The runoff in Egypt’s presidential election on June 16 and 17 will pit the Muslim Brotherhood’s Mohamed Mursi against Ahmed Shafiq, former Egyptian president Hosni Mubarak’s last prime minister and a former air force commander, Egypt’s MENA state news agency reported yesterday.
Quoting an unnamed source, MENA said all appeals had been rejected by the committee overseeing the election, which was due to announce the official results later in the day.
Meanwhile, a moderate Islamist candidate denounced the first-round presidential poll as dishonest yesterday in the strongest criticism yet of what was billed as the first free leadership election in the country’s history.
Photo: AFP
A committee source, who asked not to be named, said all complaints about last week’s voting had been rejected and “therefore the runoff is between Mursi and Shafiq.”
A Mursi-Shafiq runoff poses a dilemma for those among Egypt’s 50 million voters who are equally wary of Islamist rule or a return to military-backed secular autocracy.
“I reject these results and do not recognize them,” said Abdel Moneim Abol Fotouh, a former Brotherhood member, alleging that votes had been bought and representatives of candidates had been denied access to polling stations during the count.
Two other candidates lodged complaints: Hamdeen Sabahy, a leftist, who was unofficially put in third place; and former Arab League secretary-general Amr Moussa, who also queried the outcome.
“There are question marks on the result of the election,” Moussa told a separate news conference. “There were violations, but this should not change our minds on democracy and the necessity of choosing our president.”
The Brotherhood sought to muster a coalition to help Mursi against Shafiq, an admirer of Mubarak, who, like his “role model,” once commanded the air force.
The close contest has set both contenders scrambling for support, particularly the Brotherhood, which is trying to draw losing candidates and other political forces into a broad front to prevent a “counterrevolutionary” Shafiq victory.
Shafiq’s supporters see him as the man to impose security and crack down on protests viewed as damaging to the economy.
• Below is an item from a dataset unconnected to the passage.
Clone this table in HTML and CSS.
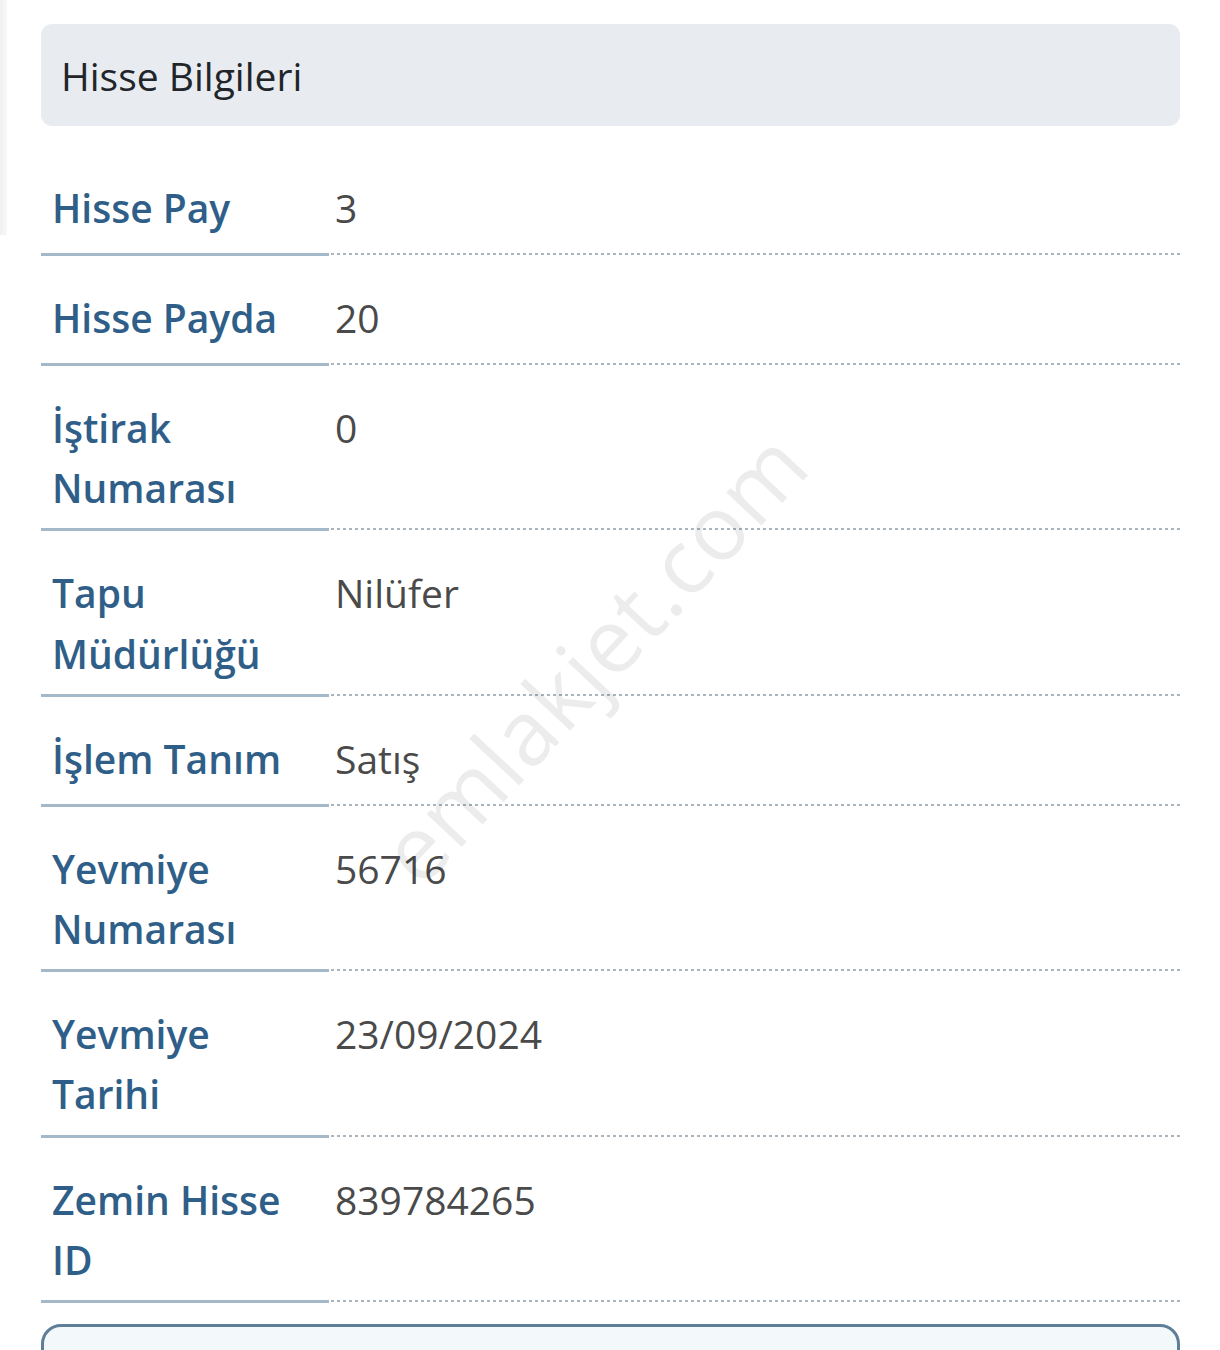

Mursi appeals to Egyptians keen for Islamists to run a deeply religious country within a democratic framework.
However, Shafiq still faces other obstacles. The country’s top court is expected to rule on June 11 in a key case examining the constitutionality of a law barring Mubarak-era officials from running for office, the al-Ahkbar newspaper reported yesterday.
Citing unnamed judicial sources, the newspaper said “the Supreme Constitutional Court will rule on the constitutional challenge to the political isolation law on June 11.”
Shafiq was initially barred from standing in the presidential race.
However, late last month, the electoral commission accepted an appeal from Shafiq against the ban and ruled that he could stand in the key race.
The so-called political isolation law was adopted by the Islamist-dominated parliament last month and was intended to ban the candidacy of all senior Mubarak-era officials.